Non-employees are expected to report violations or possible violations of this Code, any of the Company’s policies, or any other improper activity by sending a letter to “The Board of Directors of Amaya Inc. c/o Chair, Audit Committee” at the address noted above, or anonymously through the Whistleblower Hotline telephone number or email address provided above.

Where a concern arises over an officer or director’s conduct in relation to this Code, the Legal Department will serve as an independent authority for overseeing the disciplinary process of the involved individual.

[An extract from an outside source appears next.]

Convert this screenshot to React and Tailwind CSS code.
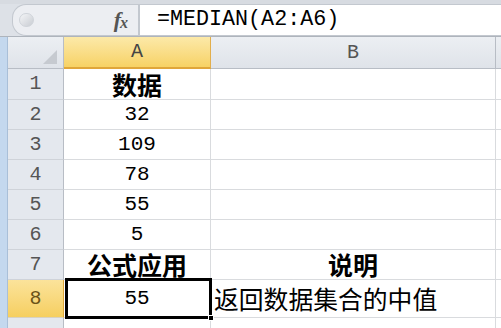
import React from "react";

const mono = { fontFamily: '"Liberation Mono", "Noto Sans CJK SC", monospace' };
const cjk = { fontFamily: '"Noto Sans CJK SC", "Liberation Sans", sans-serif' };

function RowHead({ n, h, sel }) {
  return (
    <div
      className={`flex items-center justify-center border-r border-b ${
        sel
          ? "bg-gradient-to-b from-[#fbe39a] to-[#f6cf5f] border-r-[#e0a73a] border-b-[#d8d2c0] text-[#6b5418]"
          : "bg-[#e4e8ee] border-r-[#b8bdc5] border-b-[#cfd3d9] text-[#555]"
      } text-[20px] leading-none`}
      style={{ ...mono, height: h }}
    >
      {n}
    </div>
  );
}

function Cell({ h, children, className = "", style = {} }) {
  return (
    <div
      className={`flex items-center border-r border-b border-[#d9dbde] bg-white ${className}`}
      style={{ height: h, ...style }}
    >
      {children}
    </div>
  );
}

export default function App() {
  const rows = [
    { n: 1, h: 31, a: "数据", aBold: true },
    { n: 2, h: 30, a: "32" },
    { n: 3, h: 30, a: "109" },
    { n: 4, h: 30, a: "78" },
    { n: 5, h: 30, a: "55" },
    { n: 6, h: 30, a: "5" },
    { n: 7, h: 30, a: "公式应用", aBold: true, b: "说明", bBold: true },
  ];
  return (
    <div className="w-[501px] h-[328px] overflow-hidden bg-[#dfe3e9] flex flex-col">
      {/* formula bar */}
      <div className="h-[42px] flex flex-col bg-[#dde1e7] border-b border-[#aeb4bc]">
        <div className="h-[4px] bg-[#d7dbe1]" />
        <div className="h-[32px] flex">
          <div className="w-[12px] bg-[#dde1e7]" />
          <div className="w-[126px] flex items-center bg-[#eceef2] border-y border-l border-[#c3c8cf] rounded-l-[14px] relative">
            <div className="ml-[6px] w-[15px] h-[14px] rounded-full bg-gradient-to-br from-[#f4f5f7] to-[#c9cdd3] border border-[#d0d4da]" />
            <div className="flex-1" />
            <div
              className="mr-[10px] text-[#555] italic leading-none flex items-end"
              style={{ fontFamily: '"Liberation Serif", serif' }}
            >
              <span className="text-[22px] font-bold">f</span>
              <span className="text-[16px] font-bold -ml-[1px]">x</span>
            </div>
          </div>
          <div className="w-[2px] bg-[#c3c8cf]" />
          <div className="flex-1 bg-white border-y border-[#c3c8cf] flex items-center pl-[17px] text-[21.7px] text-black leading-none" style={mono}>
            =MEDIAN(A2:A6)
          </div>
        </div>
        <div className="flex-1 bg-[#e8ebef]" />
      </div>

      {/* sheet */}
      <div className="flex-1 flex">
        <div className="w-[8px] bg-[#c4d8ee] border-r border-[#a9bfd8]" />
        <div className="grid grid-cols-[56px_147px_285px_5px] content-start">
          {/* header row */}
          <div className="h-[32px] bg-gradient-to-b from-[#eceff3] to-[#dfe3e9] border-r border-b border-[#b8bdc5] relative">
            <div className="absolute right-[6px] bottom-[4px] w-0 h-0 border-l-[14px] border-l-transparent border-b-[14px] border-b-[#c6cad0]" />
          </div>
          <div
            className="h-[32px] flex items-center justify-center bg-gradient-to-b from-[#fce9a8] to-[#f7d264] border-r border-b-2 border-r-[#e2ae4c] border-b-[#e0a63a] text-[20px] text-[#444] leading-none"
            style={mono}
          >
            A
          </div>
          <div
            className="h-[32px] flex items-center justify-center bg-gradient-to-b from-[#eceff3] to-[#dfe3e9] border-r border-b border-[#b8bdc5] text-[20px] text-[#555] leading-none"
            style={mono}
          >
            B
          </div>
          <div className="h-[32px] bg-gradient-to-b from-[#eceff3] to-[#dfe3e9] border-b border-[#b8bdc5]" />

          {rows.map((r) => (
            <React.Fragment key={r.n}>
              <RowHead n={r.n} h={r.h} />
              <Cell h={r.h} className="justify-center">
                <span
                  className={`${r.aBold ? "font-bold text-[25px]" : "text-[21px]"} leading-none text-black`}
                  style={r.aBold ? cjk : mono}
                >
                  {r.a}
                </span>
              </Cell>
              <Cell h={r.h} className="justify-center">
                {r.b && (
                  <span className="font-bold text-[25px] leading-none text-black" style={cjk}>
                    {r.b}
                  </span>
                )}
              </Cell>
              <Cell h={r.h} className="border-r-0" />
            </React.Fragment>
          ))}

          {/* row 8 */}
          <RowHead n={8} h={38} sel />
          <Cell h={38} className="justify-center relative">
            <span className="text-[21px] leading-none text-black" style={mono}>
              55
            </span>
            <div className="absolute left-[1px] top-[-2px] right-[-2px] bottom-[-2px] border-[3px] border-black" />
            <div className="absolute right-[-4px] bottom-[-4px] w-[6px] h-[6px] bg-black border border-white" />
          </Cell>
          <Cell h={38} className="pl-[3px]">
            <span className="text-[24.8px] leading-none text-black" style={cjk}>
              返回数据集合的中值
            </span>
          </Cell>
          <Cell h={38} className="border-r-0" />

          {/* row 9 partial */}
          <div className="h-[30px] bg-[#e4e8ee] border-r border-[#b8bdc5]" />
          <Cell h={30} />
          <Cell h={30} />
          <Cell h={30} className="border-r-0" />
        </div>
      </div>
    </div>
  );
}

WAIVER, AMENDMENTS AND INTERPRETATION OF THIS CODE

The Company retains sole discretion in interpreting and applying this Code. The Company will periodically review this Code and make appropriate additions or changes. This Code may be updated, modified or withdrawn by the Company at any time in its sole discretion. Any waiver of this Code for executive officers or directors may be made only by the Board and will be publicly disclosed, together with the reasons for such waiver, in accordance with all applicable securities laws and stock exchange rules. Any waivers of this Code will only be granted where such waiver is both necessary and appropriate, and it will be qualified in scope so as to protect the Company to the greatest extent practicable. Amendments or other modifications of this Code will also be publicly disclosed in accordance with all applicable securities laws and stock exchange rules.

AS AMENDED AND RESTATED ON April 28, 2017.